We cannot withhold our sympathy from those patriotic men who enter the public service expecting to act in an honorable sphere in favor of just measures; but who are often made the instruments of injustice, and their lives sacrificed to the spirit and policy of oppression. Our officers and soldiers, serving in this Florida War, were duly conscious of the dishonorable employment in which they were engaged; that they were daily subjected to dangers and death for the purpose of enabling the people of Florida to seize men and women, and sell them into interminable bondage. Officers and men who would cheerfully meet danger and death upon the field of honorable warfare in defense of freedom, were compelled to meet death in all its various and revolting forms in Florida to uphold oppression, to sustain an institution which they abhorred; nor can we wonder that the consciousness of these facts should have created a feeling of hostility between our regular troops and the slaveholders of Florida, who were constantly charging them with inefficiency and want of energy in the capture of negroes. This feeling ran so high that the white men of Florida were charged with disguising themselves as Indians, and actually committing murders and robberies upon mail carriers and express riders, in order to continue hostilities and keep up the war.[128] This feeling greatly increased the embarrassment of the Executive.

A chief named “Cora Tustenuggee,” after due consultation with the interpreters sent to induce him to emigrate, concluded to surrender, and go West. He collected his band, numbering about one hundred in all. Among them were some half breeds, descendants of the pioneer Exiles. They had intermarried with Indians of this band, and were treated as Indians. While on their way to one of our posts, near Palaklikaha Lake, they were fired upon by a party at dragoons who were said to have been conscious of the intentions of the Indians. This supposed violation of faith was greatly aggravated by the subsequent wanton murder of the chief, after he and his band had quietly submitted as prisoners.
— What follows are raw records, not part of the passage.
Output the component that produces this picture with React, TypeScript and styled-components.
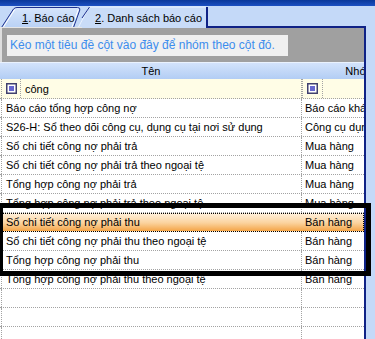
import React from "react";
import styled, { createGlobalStyle } from "styled-components";

const GlobalStyle = createGlobalStyle`
  html, body { margin: 0; padding: 0; background: #c4d9f8; }
  * { box-sizing: border-box; }
`;

const NAVY = "#0f2286";
const DOT = "#a3a3a3";

const Root = styled.div`
  position: relative;
  width: 375px;
  height: 339px;
  overflow: hidden;
  background: #c4d9f8;
  font-family: "Liberation Sans", Arial, sans-serif;
  font-size: 11px;
  color: #000;
`;

const TitleBar = styled.div`
  height: 6px;
  background: linear-gradient(#0a3799, #1c50c2);
`;

const TabStrip = styled.div`
  display: flex;
  width: 366px;
  height: 22px;
`;

const Tab = styled.div<{ $w: number; $pad: number; $front?: boolean; $overlap?: number }>`
  position: relative;
  flex: none;
  width: ${(p) => p.$w}px;
  height: 22px;
  margin-left: ${(p) => -(p.$overlap || 0)}px;
  padding-left: ${(p) => p.$pad}px;
  padding-top: 1px;
  display: flex;
  align-items: center;
  z-index: ${(p) => (p.$front ? 2 : 1)};
  white-space: nowrap;
  font-size: 11px;
`;

const TabShape = styled.svg`
  position: absolute;
  left: 0;
  top: 0;
  z-index: -1;
`;

const TabLabel = styled.span`
  position: relative;
  line-height: 14px;
`;

const Hot = styled.span`
  text-decoration: underline;
`;

const TabFiller = styled.div`
  flex: 1;
  border-bottom: 2px solid ${NAVY};
`;

const Panel = styled.div`
  width: 366px;
  height: 311px;
  border-right: 2px solid ${NAVY};
  background: #fff;
  overflow: hidden;
`;

const GroupPanel = styled.div`
  height: 34px;
  background: #a0a0a0;
  border-left: 2px solid #dedede;
  padding: 7px 0 0 5px;
`;

const GroupHint = styled.div`
  width: 281px;
  height: 21px;
  background: #f0f0f0;
  color: #3c8ded;
  font-size: 12px;
  line-height: 21px;
  padding-left: 3px;
  white-space: nowrap;
`;

const Columns = `
  display: grid;
  grid-template-columns: 302px 116px;
`;

const HeaderRow = styled.div`
  ${Columns}
  height: 17px;
  border-top: 1px solid #eaf2fd;
  background: linear-gradient(#d3e3fb, #b2cdf4);
`;

const HeaderCell = styled.div`
  text-align: center;
  line-height: 16px;
  white-space: nowrap;
`;

const FilterRow = styled.div`
  ${Columns}
  height: 20px;
  background: #fffde6;
  border-bottom: 1px dotted ${DOT};
`;

const FilterCell = styled.div<{ $first?: boolean }>`
  display: flex;
  align-items: center;
  margin-left: ${(p) => (p.$first ? 1 : 0)}px;
  border-left: 1px dotted ${DOT};
  border-right: 1px dotted ${DOT};
`;

const ConditionBox = styled.div<{ $w: number }>`
  width: ${(p) => p.$w}px;
  height: 100%;
  display: flex;
  align-items: center;
  justify-content: center;
  border-right: 1px dotted ${DOT};
`;

const FilterText = styled.span`
  padding-left: 4px;
  line-height: 18px;
`;

const Row = styled.div<{ $selected?: boolean }>`
  ${Columns}
  width: 364px;
  height: 19px;
  border-bottom: 1px dotted ${DOT};
  background: ${(p) =>
    p.$selected ? "linear-gradient(#fef1de, #fbd39e 55%, #f4a548)" : "#fff"};
  outline: ${(p) => (p.$selected ? "1px dotted #000" : "none")};
  outline-offset: -1px;
`;

const Cell = styled.div<{ $first?: boolean; $hide?: boolean }>`
  margin-left: ${(p) => (p.$first ? 1 : 0)}px;
  padding-left: ${(p) => (p.$first ? 4 : 3)}px;
  border-left: ${(p) => (p.$first ? `1px dotted ${p.$hide ? "transparent" : DOT}` : "none")};
  border-right: 1px dotted ${(p) => (p.$hide ? "transparent" : DOT)};
  line-height: 18px;
  white-space: nowrap;
  overflow: hidden;
`;

const Highlight = styled.div`
  position: absolute;
  left: -2px;
  top: 203px;
  width: 373px;
  height: 73px;
  border: 5px solid #000;
  pointer-events: none;
`;

const ConditionIcon = () => (
  <svg width="11" height="11" viewBox="0 0 11 11">
    <rect x="0.75" y="0.75" width="9.5" height="9.5" fill="#fff" stroke="#40406e" strokeWidth="1.5" />
    <rect x="3" y="3" width="5" height="5" fill="#6767cf" />
  </svg>
);

const rows: [string, string][] = [
  ["Báo cáo tổng hợp công nợ", "Báo cáo khác"],
  ["S26-H: Sổ theo dõi công cụ, dụng cụ tại nơi sử dụng", "Công cụ dụng cụ"],
  ["Sổ chi tiết công nợ phải trả", "Mua hàng"],
  ["Sổ chi tiết công nợ phải trả theo ngoại tệ", "Mua hàng"],
  ["Tổng hợp công nợ phải trả", "Mua hàng"],
  ["Tổng hợp công nợ phải trả theo ngoại tệ", "Mua hàng"],
  ["Sổ chi tiết công nợ phải thu", "Bán hàng"],
  ["Sổ chi tiết công nợ phải thu theo ngoại tệ", "Bán hàng"],
  ["Tổng hợp công nợ phải thu", "Bán hàng"],
  ["Tổng hợp công nợ phải thu theo ngoại tệ", "Bán hàng"],
  ["", ""],
  ["", ""],
  ["", ""],
];

export default function App() {
  return (
    <Root>
      <GlobalStyle />
      <TitleBar />
      <TabStrip>
        <Tab $w={82} $pad={22} $front>
          <TabShape width="82" height="22" viewBox="0 0 82 22">
            <defs>
              <linearGradient id="t1" x1="0" y1="0" x2="0" y2="1">
                <stop offset="0" stopColor="#d6e5fb" />
                <stop offset="1" stopColor="#b9d1f5" />
              </linearGradient>
            </defs>
            <path d="M1.5,21.5 L13.5,3 Q15,1.5 17,1.5 L77.5,1.5 Q80.5,1.5 79.8,4 L73.5,21.5 Z" fill="url(#t1)" />
            <path d="M3.5,21 L14.8,3.5" stroke="#ffffff" strokeWidth="1" fill="none" />
            <path d="M72,21 L78.3,3.5" stroke="#ffffff" strokeWidth="1" fill="none" />
            <path d="M1.5,21.5 L13.5,3 Q15,1.5 17,1.5 L77.5,1.5 Q80.5,1.5 79.8,4 L73.5,21.5" stroke="#1c2f8e" strokeWidth="1" fill="none" />
            <line x1="0" y1="21.5" x2="82" y2="21.5" stroke="#e6e6e6" strokeWidth="1" />
          </TabShape>
          <TabLabel>
            <Hot>1</Hot>. Báo cáo
          </TabLabel>
        </Tab>
        <Tab $w={130} $pad={17} $overlap={4}>
          <TabShape width="130" height="22" viewBox="0 0 130 22">
            <path d="M0,22 L11,1 L129,1 L129,22 Z" fill="#c9dcf8" />
            <path d="M0,22 L11,1 L128,1" stroke="#eaf2fe" strokeWidth="1" fill="none" />
            <path d="M4,12 L11.5,1" stroke="#1c2f8e" strokeWidth="1" fill="none" />
            <line x1="129" y1="1" x2="129" y2="22" stroke={NAVY} strokeWidth="2" />
          </TabShape>
          <TabLabel>
            <Hot>2</Hot>. Danh sách báo cáo
          </TabLabel>
        </Tab>
        <TabFiller />
      </TabStrip>
      <Panel>
        <GroupPanel>
          <GroupHint>Kéo một tiêu đề cột vào đây để nhóm theo cột đó.</GroupHint>
        </GroupPanel>
        <HeaderRow>
          <HeaderCell>Tên</HeaderCell>
          <HeaderCell>Nhóm</HeaderCell>
        </HeaderRow>
        <FilterRow>
          <FilterCell $first>
            <ConditionBox $w={19}>
              <ConditionIcon />
            </ConditionBox>
            <FilterText>công</FilterText>
          </FilterCell>
          <FilterCell>
            <ConditionBox $w={20}>
              <ConditionIcon />
            </ConditionBox>
          </FilterCell>
        </FilterRow>
        {rows.map(([name, group], i) => (
          <Row key={i} $selected={i === 6}>
            <Cell $first $hide={i === 6}>{name}</Cell>
            <Cell $hide={i === 6}>{group}</Cell>
          </Row>
        ))}
      </Panel>
      <Highlight />
    </Root>
  );
}
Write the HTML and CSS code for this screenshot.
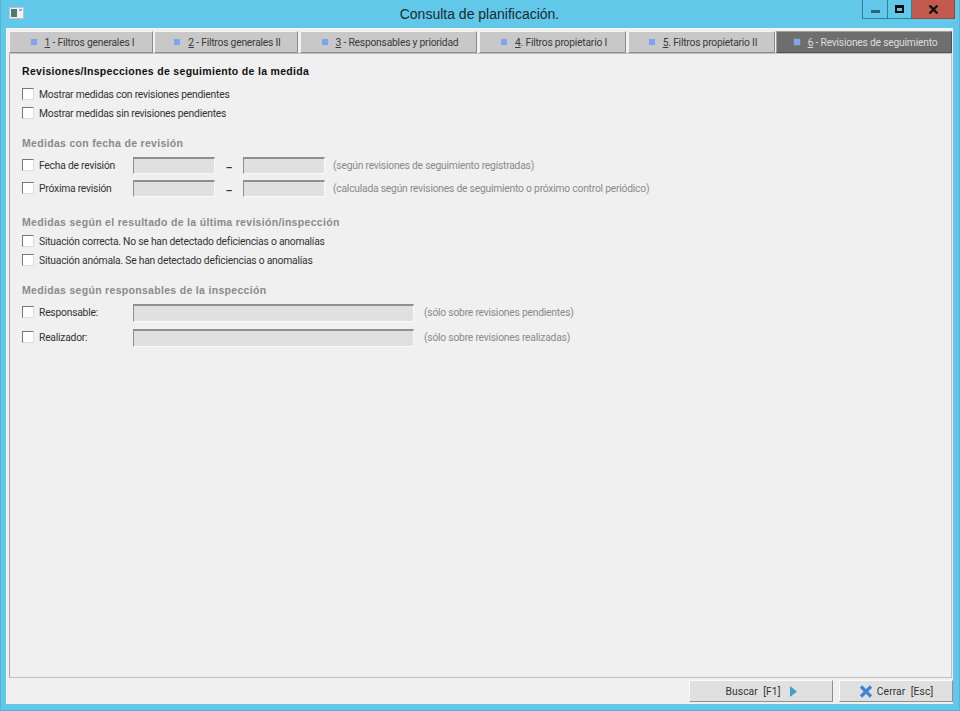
FILE: index.html
```html
<!DOCTYPE html>
<html lang="es">
<head>
<meta charset="utf-8">
<title>Consulta de planificación.</title>
<link rel="stylesheet" href="styles.css">
</head>
<body>
<div class="window">
  <header class="titlebar">
    <svg class="app-icon" width="15" height="12" viewBox="0 0 15 12"><rect x="0.5" y="0.5" width="14" height="11" fill="#f2f2f2" stroke="#b8c4c8"/><rect x="2" y="2" width="6" height="8" fill="#4d7a72"/><rect x="10" y="2" width="3" height="2" fill="#8fb4d8"/></svg>
    <div class="title">Consulta de planificación.</div>
    <div class="controls">
      <div class="ctl ctl-min"><span class="min-glyph"></span></div>
      <div class="ctl ctl-max"><span class="max-glyph"></span></div>
      <div class="ctl ctl-close"><svg width="11" height="9" viewBox="0 0 11 9"><path d="M1.5 0.5 L9.5 8.5 M9.5 0.5 L1.5 8.5" stroke="#111" stroke-width="2.4" fill="none"/></svg></div>
    </div>
  </header>
  <div class="client">
    <nav class="tabs">
      <div class="tab t1"><span class="sq"></span><span><u>1</u> - Filtros generales I</span></div>
      <div class="tab t2"><span class="sq"></span><span><u>2</u> - Filtros generales II</span></div>
      <div class="tab t3"><span class="sq"></span><span><u>3</u> - Responsables y prioridad</span></div>
      <div class="tab t4"><span class="sq"></span><span><u>4</u>. Filtros propietario I</span></div>
      <div class="tab t5"><span class="sq"></span><span><u>5</u>. Filtros propietario II</span></div>
      <div class="tab t6 active"><span class="sq"></span><span><u>6</u> - Revisiones de seguimiento</span></div>
    </nav>
    <main class="panel">
      <h2 class="heading dark h-first">Revisiones/Inspecciones de seguimiento de la medida</h2>
      <div class="row r19"><span class="cb"></span><span class="lbl">Mostrar medidas con revisiones pendientes</span></div>
      <div class="row r19"><span class="cb"></span><span class="lbl">Mostrar medidas sin revisiones pendientes</span></div>

      <h2 class="heading h-a">Medidas con fecha de revisión</h2>
      <div class="row r23"><span class="cb"></span><span class="lbl fixed">Fecha de revisión</span><span class="inp short"></span><span class="dash">–</span><span class="inp short"></span><span class="note n-short">(según revisiones de seguimiento registradas)</span></div>
      <div class="row r23"><span class="cb"></span><span class="lbl fixed">Próxima revisión</span><span class="inp short"></span><span class="dash">–</span><span class="inp short"></span><span class="note n-short">(calculada según revisiones de seguimiento o próximo control periódico)</span></div>

      <h2 class="heading h-b">Medidas según el resultado de la última revisión/inspección</h2>
      <div class="row r19"><span class="cb"></span><span class="lbl">Situación correcta. No se han detectado deficiencias o anomalías</span></div>
      <div class="row r19"><span class="cb"></span><span class="lbl">Situación anómala. Se han detectado deficiencias o anomalías</span></div>

      <h2 class="heading h-c">Medidas según responsables de la inspección</h2>
      <div class="row r25"><span class="cb"></span><span class="lbl fixed">Responsable:</span><span class="inp long"></span><span class="note n-long">(sólo sobre revisiones pendientes)</span></div>
      <div class="row r25"><span class="cb"></span><span class="lbl fixed">Realizador:</span><span class="inp long"></span><span class="note n-long">(sólo sobre revisiones realizadas)</span></div>
    </main>
    <footer class="footer">
      <div class="btn b-search"><span>Buscar&nbsp;&nbsp;[F1]</span><svg width="7" height="11" viewBox="0 0 7 11"><path d="M0 0 L7 5.5 L0 11 Z" fill="#3f9fcf"/></svg></div>
      <div class="btn b-close"><svg width="14" height="13" viewBox="0 0 14 13"><path d="M2 1.5 L12 11.5 M12 1.5 L2 11.5" stroke="#3d86d6" stroke-width="3.2" fill="none"/></svg><span>Cerrar&nbsp;&nbsp;[Esc]</span></div>
    </footer>
  </div>
</div>
</body>
</html>
```
FILE: styles.css
```css
* { box-sizing: border-box; }
html, body { margin: 0; padding: 0; }
body { width: 960px; height: 711px; overflow: hidden; font-family: Roboto, "Liberation Sans", Arial, sans-serif; font-size: 10.3px; letter-spacing: -0.22px; color: #333; }
.window { width: 960px; height: 711px; background: #62c8ea; padding: 0 6px 6px 5px; display: flex; flex-direction: column; border: 1px solid #55b3d4; border-top: 0; }
.titlebar { height: 28px; display: flex; align-items: center; position: relative; flex: none; }
.app-icon { margin-left: 3px; margin-top: -2px; }
.title { position: absolute; left: 0; right: 0; top: 6px; text-align: center; font-family: "Liberation Sans", Arial, sans-serif; font-size: 14px; line-height: 16px; letter-spacing: 0; color: #1c2a30; }
.controls { position: absolute; right: -2px; top: 0; display: flex; height: 19px; }
.ctl { height: 19px; display: flex; align-items: center; justify-content: center; border: 1px solid #2f7f98; border-top: 0; background: #62c8ea; }
.ctl-min { width: 26px; }
.ctl-max { width: 24px; border-left: 0; }
.ctl-close { width: 43px; background: #c25a50; border: 1px solid #8a4a44; border-top: 0; border-left: 0; }
.min-glyph { width: 9px; height: 3px; background: #2d6478; margin-top: 5px; }
.max-glyph { width: 9px; height: 8px; border: 2px solid #0a0a0a; border-top-width: 3px; }
.client { flex: 1; background: #f0f0f0; border-top: 1px solid #f6f6f6; border-left: 1px solid #fff; display: flex; flex-direction: column; min-height: 0; }
.tabs { display: flex; height: 24px; padding: 2px 0 0 2px; flex: none; }
.tab { height: 22px; background: #c8c8c8; border: 1px solid #f4f4f4; border-right-color: #8c8c8c; border-bottom-color: #8c8c8c; display: flex; align-items: center; justify-content: center; gap: 8px; color: #3a3a3a; padding-left: 3px; }
.t1 { width: 144px; margin-right: 1px; }
.t2 { width: 144px; margin-right: 2px; }
.t3 { width: 177px; margin-right: 2px; }
.t4 { width: 147px; margin-right: 2px; }
.t5 { width: 147px; margin-right: 1px; }
.t6 { width: 176px; }
.tab.active { background: #6e6e6e; color: #dcdcdc; border-color: #a0a0a0; border-right-color: #505050; border-bottom-color: #505050; }
.sq { width: 6px; height: 6px; background: #7fa6ea; flex: none; box-shadow: 0 0 1px #a8c4f2; }
.panel { flex: 1; margin: 0 0 0 2px; width: 943px; border: 1px solid #c0c0c0; border-left-color: #a8a8a8; padding: 10px 0 0 12px; min-height: 0; }
.heading { margin: 0; font-family: "Liberation Sans", Arial, sans-serif; font-size: 10.5px; line-height: 14px; font-weight: bold; color: #8a8a8a; letter-spacing: 0.31px; }
.heading.dark { color: #111; }
.h-first { margin-bottom: 7px; }
.h-a { margin-top: 13px; margin-bottom: 4px; }
.h-b { margin-top: 15px; margin-bottom: 3px; }
.h-c { margin-top: 13px; margin-bottom: 3px; }
.row { display: flex; align-items: center; }
.r19 { height: 19px; }
.r23 { height: 23px; }
.r25 { height: 25px; }
.cb { width: 12px; height: 12px; background: #fff; border: 1px solid #777; border-right-color: #ddd; border-bottom-color: #ddd; flex: none; margin-right: 5px; margin-top: -1px; }
.lbl { color: #333; white-space: nowrap; }
.fixed { width: 94px; }
.inp { background: #e0e0e0; border: 1px solid #fafafa; border-top: 2px solid #8f8f8f; border-left: 1px solid #8f8f8f; flex: none; }
.short { width: 82px; height: 17px; }
.long { width: 281px; height: 18px; }
.dash { width: 28px; text-align: center; flex: none; color: #333; padding-top: 4px; font-weight: bold; }
.note { color: #8a8a8a; white-space: nowrap; }
.n-short { margin-left: 8px; }
.n-long { margin-left: 10px; }
.footer { height: 26px; display: flex; justify-content: flex-end; align-items: flex-start; padding: 2px 0 0; flex: none; }
.btn { height: 22px; background: #e0e0e0; border: 1px solid #fafafa; border-right-color: #8f8f8f; border-bottom-color: #8f8f8f; display: flex; align-items: center; justify-content: center; color: #333; letter-spacing: 0.1px; }
.b-search { width: 144px; margin-right: 6px; gap: 9px; }
.b-close { width: 114px; gap: 4px; }
```
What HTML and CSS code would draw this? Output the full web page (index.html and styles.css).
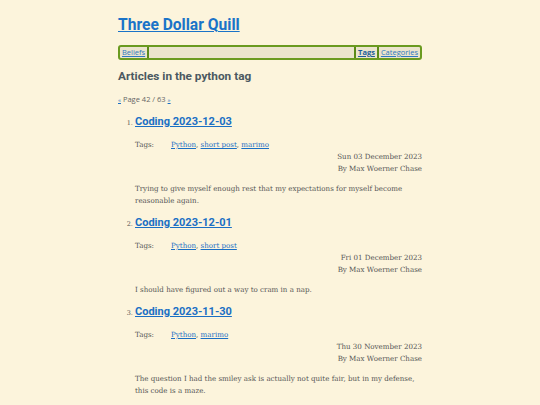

These people were immediately sent to Tampa Bay, and then embarked for the Western Country, where they joined their brethren, still resident on the Cherokee lands, and under Cherokee protection.

The Presidential election being past, the Executive felt more untrammeled; and Mr. Poinsett, Secretary of War, resisting the instruction which he might have drawn from four years of unfortunate experience, appears to have determined to leave this Florida War in as unpromising condition as he found it. He sent instructions to the Commanding General to renew the war with whatever force he could bring into the field.

It is a somewhat singular fact, that when the Secretary understood, and the country was fully informed, that he would leave the Department on the fourth of March, he wrote the commanding officer on the eighteenth of February, thirteen days prior to his own political dissolution, saying, “The Department entertains the well-grounded hope that you will be able to bring the war to a close upon the terms required by the treaty of Payne’s Landing, and by the interests and feelings of the people of Florida.”

The reader must be aware that the feelings and interests of the people of Florida required the capture and enslavement of the Exiles; for which the Secretary of War had so long labored, and which appeared to be his ruling passion—“strong in the hour of his political death.”

To effect this object, recourse was had to the bribery of certain chiefs. Money was now offered certain influential men of the Seminoles and Exiles to induce them to exert their influence with their friends to emigrate. It was reported that slaves who had but a few years since left their masters, and intermarried with the Seminoles, dare not surrender, knowing that slavery awaited such act. Without them, their relatives and connexions would not remove. It was therefore proposed that Congress should make an appropriation for the purpose of purchasing such Exiles; yet the bill making it was general in its provisions, granting a hundred thousand dollars to be expended by the Secretary of War for the subsistence and benefit of certain chiefs and warriors of the Seminole Indians who wished to emigrate. The subsistence of such emigrants was provided for in other bills; but the benefits for which this money was to be expended was to purchase the pretended interest of certain white men to individual Exiles whom they claimed as property.

By thus disguising the real intention and object of the bill, it was evidently expected it would pass without scrutiny, under the rules which prohibited the discussion of all questions involving the subject of slavery. The better to carry out this design, Hon. Waddy Thompson of South Carolina, a Whig member of the House of Representatives, but fully sympathizing with the Executive in his policy of conducting the war in the manner “required by the interests and feelings of the people of Florida,” was regarded as the proper agent to introduce the bill and superintend its passage.

1841.

The information found in the public documents had awakened previous investigation; and when this bill came up for action (Feb. 9), the policy of this war, with the causes which led to its commencement, were exposed. Every effort was made by slaveholding members to prevent the public discussion of this subject. They insisted that the gag-rules, as they were called, prohibiting the discussion of slavery, forbid this exposure; but the presiding officer (Mr. Clifford of Maine) adhering to the parliamentary law, decided that an examination of the causes which led to the war was legitimate, and the discussion proceeded.